* [Problem description]
Repeat the lines below exactly as written, please, from the line with "Output the HTML that produces this rendering." to the line with "</body></html>", both lines included, and no others.

-- start of Data provided --

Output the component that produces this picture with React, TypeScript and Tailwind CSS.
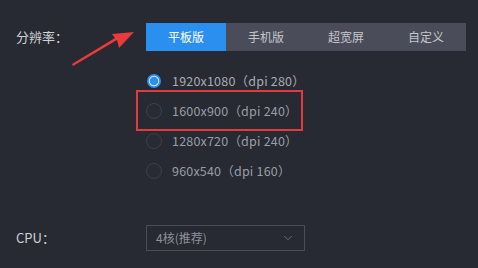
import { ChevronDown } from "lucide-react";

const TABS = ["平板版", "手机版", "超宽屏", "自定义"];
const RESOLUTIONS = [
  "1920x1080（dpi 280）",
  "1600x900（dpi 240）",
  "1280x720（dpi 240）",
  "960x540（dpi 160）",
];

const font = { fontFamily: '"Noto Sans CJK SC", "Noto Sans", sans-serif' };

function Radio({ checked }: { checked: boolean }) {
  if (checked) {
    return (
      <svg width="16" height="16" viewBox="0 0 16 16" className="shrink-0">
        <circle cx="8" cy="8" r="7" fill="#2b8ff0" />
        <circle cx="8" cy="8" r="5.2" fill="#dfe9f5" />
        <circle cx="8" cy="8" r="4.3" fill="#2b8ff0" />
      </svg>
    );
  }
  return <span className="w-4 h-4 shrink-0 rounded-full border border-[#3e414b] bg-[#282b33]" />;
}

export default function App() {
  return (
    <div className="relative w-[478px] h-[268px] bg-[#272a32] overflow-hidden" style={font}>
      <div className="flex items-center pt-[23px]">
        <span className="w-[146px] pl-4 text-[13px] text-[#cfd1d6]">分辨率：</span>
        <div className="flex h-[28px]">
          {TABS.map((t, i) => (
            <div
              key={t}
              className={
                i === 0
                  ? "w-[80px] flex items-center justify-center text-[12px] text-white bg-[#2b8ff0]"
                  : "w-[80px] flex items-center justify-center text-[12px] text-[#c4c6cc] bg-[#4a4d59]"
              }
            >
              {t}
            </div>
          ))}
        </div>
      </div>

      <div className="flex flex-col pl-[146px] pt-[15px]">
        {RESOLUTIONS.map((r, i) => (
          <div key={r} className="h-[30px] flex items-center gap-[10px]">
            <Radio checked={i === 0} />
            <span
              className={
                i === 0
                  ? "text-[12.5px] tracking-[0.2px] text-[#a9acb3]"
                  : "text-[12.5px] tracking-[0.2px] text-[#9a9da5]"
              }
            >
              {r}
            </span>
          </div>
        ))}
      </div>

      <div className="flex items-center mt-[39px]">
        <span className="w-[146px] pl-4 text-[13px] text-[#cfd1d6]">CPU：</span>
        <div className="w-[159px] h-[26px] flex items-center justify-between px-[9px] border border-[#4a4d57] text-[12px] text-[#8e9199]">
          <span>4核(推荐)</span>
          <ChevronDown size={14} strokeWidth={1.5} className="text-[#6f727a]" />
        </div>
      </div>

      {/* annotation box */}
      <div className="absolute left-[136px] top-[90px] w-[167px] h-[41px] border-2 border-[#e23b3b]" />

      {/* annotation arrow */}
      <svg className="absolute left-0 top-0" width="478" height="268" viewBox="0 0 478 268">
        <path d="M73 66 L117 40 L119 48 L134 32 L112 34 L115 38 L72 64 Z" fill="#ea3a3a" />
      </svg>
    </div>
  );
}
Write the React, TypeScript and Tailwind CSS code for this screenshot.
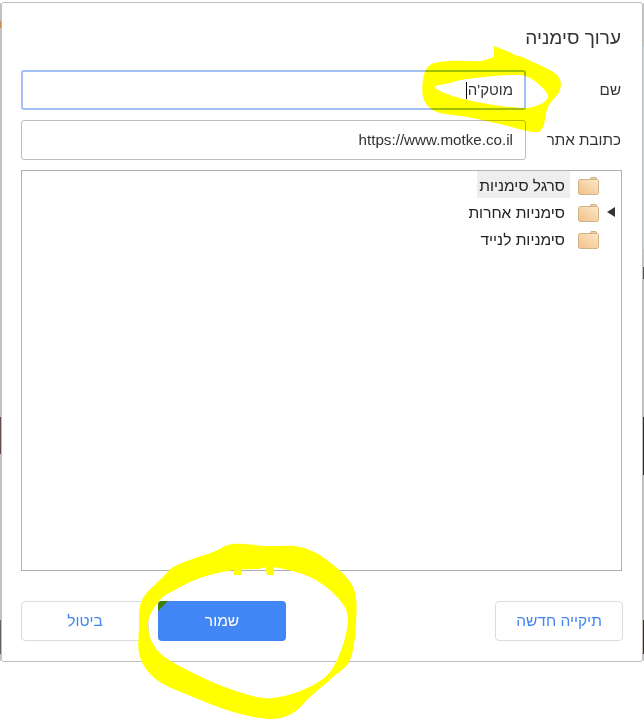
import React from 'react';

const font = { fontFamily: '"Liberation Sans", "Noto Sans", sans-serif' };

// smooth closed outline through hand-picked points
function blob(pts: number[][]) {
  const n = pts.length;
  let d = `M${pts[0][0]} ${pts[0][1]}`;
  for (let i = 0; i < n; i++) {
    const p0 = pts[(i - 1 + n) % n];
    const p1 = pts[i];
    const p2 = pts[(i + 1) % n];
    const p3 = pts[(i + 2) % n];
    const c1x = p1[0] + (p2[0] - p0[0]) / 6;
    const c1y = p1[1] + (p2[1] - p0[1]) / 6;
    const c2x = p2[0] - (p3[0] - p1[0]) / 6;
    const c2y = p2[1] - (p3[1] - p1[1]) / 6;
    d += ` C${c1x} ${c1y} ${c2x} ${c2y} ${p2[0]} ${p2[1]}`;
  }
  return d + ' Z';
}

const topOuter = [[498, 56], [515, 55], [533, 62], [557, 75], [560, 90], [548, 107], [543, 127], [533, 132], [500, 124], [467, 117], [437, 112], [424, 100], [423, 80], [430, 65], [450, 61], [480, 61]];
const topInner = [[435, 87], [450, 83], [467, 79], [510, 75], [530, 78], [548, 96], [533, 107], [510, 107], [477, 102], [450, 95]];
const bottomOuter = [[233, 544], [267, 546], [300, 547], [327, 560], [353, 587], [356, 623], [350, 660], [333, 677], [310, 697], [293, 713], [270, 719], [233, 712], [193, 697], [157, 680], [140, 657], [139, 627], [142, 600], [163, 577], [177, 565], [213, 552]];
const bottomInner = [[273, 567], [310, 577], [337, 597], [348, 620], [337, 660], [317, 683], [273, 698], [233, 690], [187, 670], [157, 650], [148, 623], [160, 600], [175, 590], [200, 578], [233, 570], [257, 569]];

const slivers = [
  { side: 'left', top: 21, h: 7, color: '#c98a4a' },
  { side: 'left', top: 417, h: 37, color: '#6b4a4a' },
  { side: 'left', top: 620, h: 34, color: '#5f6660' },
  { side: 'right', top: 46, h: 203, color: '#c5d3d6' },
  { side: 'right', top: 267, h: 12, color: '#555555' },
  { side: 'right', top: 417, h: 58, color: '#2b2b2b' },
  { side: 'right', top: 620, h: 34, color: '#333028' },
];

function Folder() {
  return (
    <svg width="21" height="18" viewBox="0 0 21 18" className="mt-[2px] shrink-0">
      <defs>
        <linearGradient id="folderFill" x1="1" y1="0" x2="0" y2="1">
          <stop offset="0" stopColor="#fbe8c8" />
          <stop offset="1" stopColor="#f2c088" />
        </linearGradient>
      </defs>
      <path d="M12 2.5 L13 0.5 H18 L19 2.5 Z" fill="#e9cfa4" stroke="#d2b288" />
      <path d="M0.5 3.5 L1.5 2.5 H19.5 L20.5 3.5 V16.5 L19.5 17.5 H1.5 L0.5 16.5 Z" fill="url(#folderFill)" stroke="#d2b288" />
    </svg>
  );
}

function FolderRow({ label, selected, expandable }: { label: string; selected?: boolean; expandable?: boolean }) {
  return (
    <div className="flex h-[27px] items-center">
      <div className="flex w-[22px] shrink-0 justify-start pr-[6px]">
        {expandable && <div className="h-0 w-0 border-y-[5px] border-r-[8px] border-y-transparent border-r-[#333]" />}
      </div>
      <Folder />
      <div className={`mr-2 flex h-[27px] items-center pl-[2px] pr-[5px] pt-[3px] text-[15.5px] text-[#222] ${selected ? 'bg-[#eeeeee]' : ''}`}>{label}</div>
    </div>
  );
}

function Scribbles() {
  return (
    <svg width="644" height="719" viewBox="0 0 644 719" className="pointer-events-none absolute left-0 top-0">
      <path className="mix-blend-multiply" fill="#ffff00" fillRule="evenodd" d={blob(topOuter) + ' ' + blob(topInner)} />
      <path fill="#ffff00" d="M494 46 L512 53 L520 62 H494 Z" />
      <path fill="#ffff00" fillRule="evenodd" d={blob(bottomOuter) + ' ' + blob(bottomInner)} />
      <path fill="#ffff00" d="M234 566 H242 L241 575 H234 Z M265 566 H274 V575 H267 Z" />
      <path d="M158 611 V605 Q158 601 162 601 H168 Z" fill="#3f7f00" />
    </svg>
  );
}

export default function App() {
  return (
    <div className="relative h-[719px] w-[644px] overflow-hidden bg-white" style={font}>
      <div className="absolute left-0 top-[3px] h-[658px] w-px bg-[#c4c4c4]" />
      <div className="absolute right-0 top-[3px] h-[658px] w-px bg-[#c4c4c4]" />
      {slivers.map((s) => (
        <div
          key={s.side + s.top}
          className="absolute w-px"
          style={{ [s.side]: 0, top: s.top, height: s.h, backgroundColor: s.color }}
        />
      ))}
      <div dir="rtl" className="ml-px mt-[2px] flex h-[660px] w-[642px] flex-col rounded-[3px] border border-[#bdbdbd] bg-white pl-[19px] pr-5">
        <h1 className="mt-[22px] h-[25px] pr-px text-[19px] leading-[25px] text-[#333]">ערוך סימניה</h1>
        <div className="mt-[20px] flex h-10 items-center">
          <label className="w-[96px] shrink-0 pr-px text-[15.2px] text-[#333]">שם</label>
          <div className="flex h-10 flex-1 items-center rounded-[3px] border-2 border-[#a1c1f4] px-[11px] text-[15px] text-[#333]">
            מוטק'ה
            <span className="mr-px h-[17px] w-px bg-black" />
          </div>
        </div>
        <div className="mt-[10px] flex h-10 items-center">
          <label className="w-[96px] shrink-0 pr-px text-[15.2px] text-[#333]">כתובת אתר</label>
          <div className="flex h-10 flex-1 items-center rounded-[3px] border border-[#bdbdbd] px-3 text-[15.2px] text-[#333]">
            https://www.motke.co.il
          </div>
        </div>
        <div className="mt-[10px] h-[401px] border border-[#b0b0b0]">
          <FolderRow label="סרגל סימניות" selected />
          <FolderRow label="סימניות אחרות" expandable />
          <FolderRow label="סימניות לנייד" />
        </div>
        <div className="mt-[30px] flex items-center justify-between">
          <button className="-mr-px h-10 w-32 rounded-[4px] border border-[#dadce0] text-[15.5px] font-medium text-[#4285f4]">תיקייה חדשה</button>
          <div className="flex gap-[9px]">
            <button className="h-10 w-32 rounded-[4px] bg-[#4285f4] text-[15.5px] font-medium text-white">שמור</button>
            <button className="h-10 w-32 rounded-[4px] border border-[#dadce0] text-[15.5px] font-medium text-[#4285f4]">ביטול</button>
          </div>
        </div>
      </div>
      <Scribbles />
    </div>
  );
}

-- end of Data provided --
-- start of Data provided --

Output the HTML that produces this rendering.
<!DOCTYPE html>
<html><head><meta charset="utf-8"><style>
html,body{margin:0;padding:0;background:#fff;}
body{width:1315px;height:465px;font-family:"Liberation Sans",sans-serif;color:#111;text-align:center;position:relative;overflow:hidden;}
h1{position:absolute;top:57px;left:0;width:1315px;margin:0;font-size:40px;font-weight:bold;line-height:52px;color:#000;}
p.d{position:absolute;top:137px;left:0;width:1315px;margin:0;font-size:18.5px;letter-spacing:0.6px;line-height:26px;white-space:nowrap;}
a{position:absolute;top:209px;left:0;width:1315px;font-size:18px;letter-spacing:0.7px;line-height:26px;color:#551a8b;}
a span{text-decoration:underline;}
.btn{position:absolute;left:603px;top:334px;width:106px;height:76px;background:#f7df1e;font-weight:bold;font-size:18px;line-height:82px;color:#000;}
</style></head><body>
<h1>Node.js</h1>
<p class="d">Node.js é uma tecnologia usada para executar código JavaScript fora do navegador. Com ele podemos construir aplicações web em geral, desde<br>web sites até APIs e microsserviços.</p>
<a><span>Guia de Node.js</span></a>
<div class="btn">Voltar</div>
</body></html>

-- end of Data provided --

* [Response]
Output the HTML that produces this rendering.
<!DOCTYPE html>
<html><head><meta charset="utf-8"><style>
html,body{margin:0;padding:0;background:#fff;}
body{width:1315px;height:465px;font-family:"Liberation Sans",sans-serif;color:#111;text-align:center;position:relative;overflow:hidden;}
h1{position:absolute;top:57px;left:0;width:1315px;margin:0;font-size:40px;font-weight:bold;line-height:52px;color:#000;}
p.d{position:absolute;top:137px;left:0;width:1315px;margin:0;font-size:18.5px;letter-spacing:0.6px;line-height:26px;white-space:nowrap;}
a{position:absolute;top:209px;left:0;width:1315px;font-size:18px;letter-spacing:0.7px;line-height:26px;color:#551a8b;}
a span{text-decoration:underline;}
.btn{position:absolute;left:603px;top:334px;width:106px;height:76px;background:#f7df1e;font-weight:bold;font-size:18px;line-height:82px;color:#000;}
</style></head><body>
<h1>Node.js</h1>
<p class="d">Node.js é uma tecnologia usada para executar código JavaScript fora do navegador. Com ele podemos construir aplicações web em geral, desde<br>web sites até APIs e microsserviços.</p>
<a><span>Guia de Node.js</span></a>
<div class="btn">Voltar</div>
</body></html>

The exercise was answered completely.